━━━━━ Material provided ━━━━━
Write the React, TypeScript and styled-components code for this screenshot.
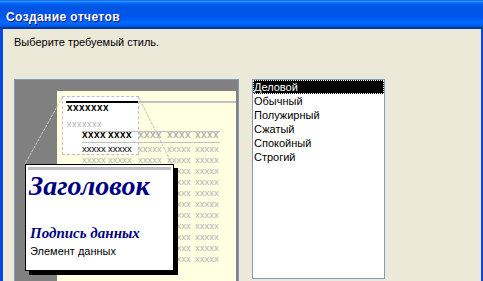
━━━━━
━━━━━ Material provided ━━━━━
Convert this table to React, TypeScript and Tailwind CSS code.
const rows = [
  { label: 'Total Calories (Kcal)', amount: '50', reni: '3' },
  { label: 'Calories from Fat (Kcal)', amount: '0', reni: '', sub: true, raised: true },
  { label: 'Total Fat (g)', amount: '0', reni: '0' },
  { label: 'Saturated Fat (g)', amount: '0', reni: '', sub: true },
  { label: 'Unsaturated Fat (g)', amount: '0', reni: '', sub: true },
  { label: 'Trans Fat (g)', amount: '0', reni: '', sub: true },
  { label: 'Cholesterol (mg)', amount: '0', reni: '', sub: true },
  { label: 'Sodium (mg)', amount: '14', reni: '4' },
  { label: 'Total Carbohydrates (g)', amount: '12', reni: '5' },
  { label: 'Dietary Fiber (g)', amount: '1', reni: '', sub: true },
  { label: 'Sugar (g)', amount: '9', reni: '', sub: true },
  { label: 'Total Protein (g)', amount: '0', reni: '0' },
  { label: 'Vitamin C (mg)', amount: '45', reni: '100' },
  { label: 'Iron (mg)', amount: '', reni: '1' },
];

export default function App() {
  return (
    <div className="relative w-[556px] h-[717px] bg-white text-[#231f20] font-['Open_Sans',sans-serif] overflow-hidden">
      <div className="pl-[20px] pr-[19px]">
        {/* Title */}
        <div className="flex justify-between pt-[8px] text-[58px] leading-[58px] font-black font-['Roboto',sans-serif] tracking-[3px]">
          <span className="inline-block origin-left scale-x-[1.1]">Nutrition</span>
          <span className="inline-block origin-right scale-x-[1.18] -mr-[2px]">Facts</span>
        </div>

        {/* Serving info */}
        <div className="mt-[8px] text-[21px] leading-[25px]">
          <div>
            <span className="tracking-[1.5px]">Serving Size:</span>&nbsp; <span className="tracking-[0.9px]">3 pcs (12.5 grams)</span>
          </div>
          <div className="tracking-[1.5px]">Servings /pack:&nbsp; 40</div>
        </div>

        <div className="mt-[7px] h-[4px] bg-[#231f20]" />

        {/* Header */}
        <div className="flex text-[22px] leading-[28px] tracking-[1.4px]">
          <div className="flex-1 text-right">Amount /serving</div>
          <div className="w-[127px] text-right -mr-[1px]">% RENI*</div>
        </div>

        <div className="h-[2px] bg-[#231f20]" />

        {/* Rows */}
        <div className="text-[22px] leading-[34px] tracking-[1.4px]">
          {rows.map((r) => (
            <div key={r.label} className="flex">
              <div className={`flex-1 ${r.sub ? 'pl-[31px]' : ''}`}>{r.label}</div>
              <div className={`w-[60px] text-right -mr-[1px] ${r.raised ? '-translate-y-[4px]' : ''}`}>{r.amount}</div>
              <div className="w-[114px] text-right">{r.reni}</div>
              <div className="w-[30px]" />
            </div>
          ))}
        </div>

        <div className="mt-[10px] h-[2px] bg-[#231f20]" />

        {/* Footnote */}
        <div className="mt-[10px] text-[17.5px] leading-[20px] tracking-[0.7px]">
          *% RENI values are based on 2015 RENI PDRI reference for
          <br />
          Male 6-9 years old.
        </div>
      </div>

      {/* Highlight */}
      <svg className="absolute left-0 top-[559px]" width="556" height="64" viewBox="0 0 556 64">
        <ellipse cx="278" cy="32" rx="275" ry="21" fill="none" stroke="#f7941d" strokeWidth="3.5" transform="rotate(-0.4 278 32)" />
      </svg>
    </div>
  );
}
━━━━━
#### Your instructions
Find every line in the records that has the string "TypeScript", then state how many there are and nothing else.

#### The solution
2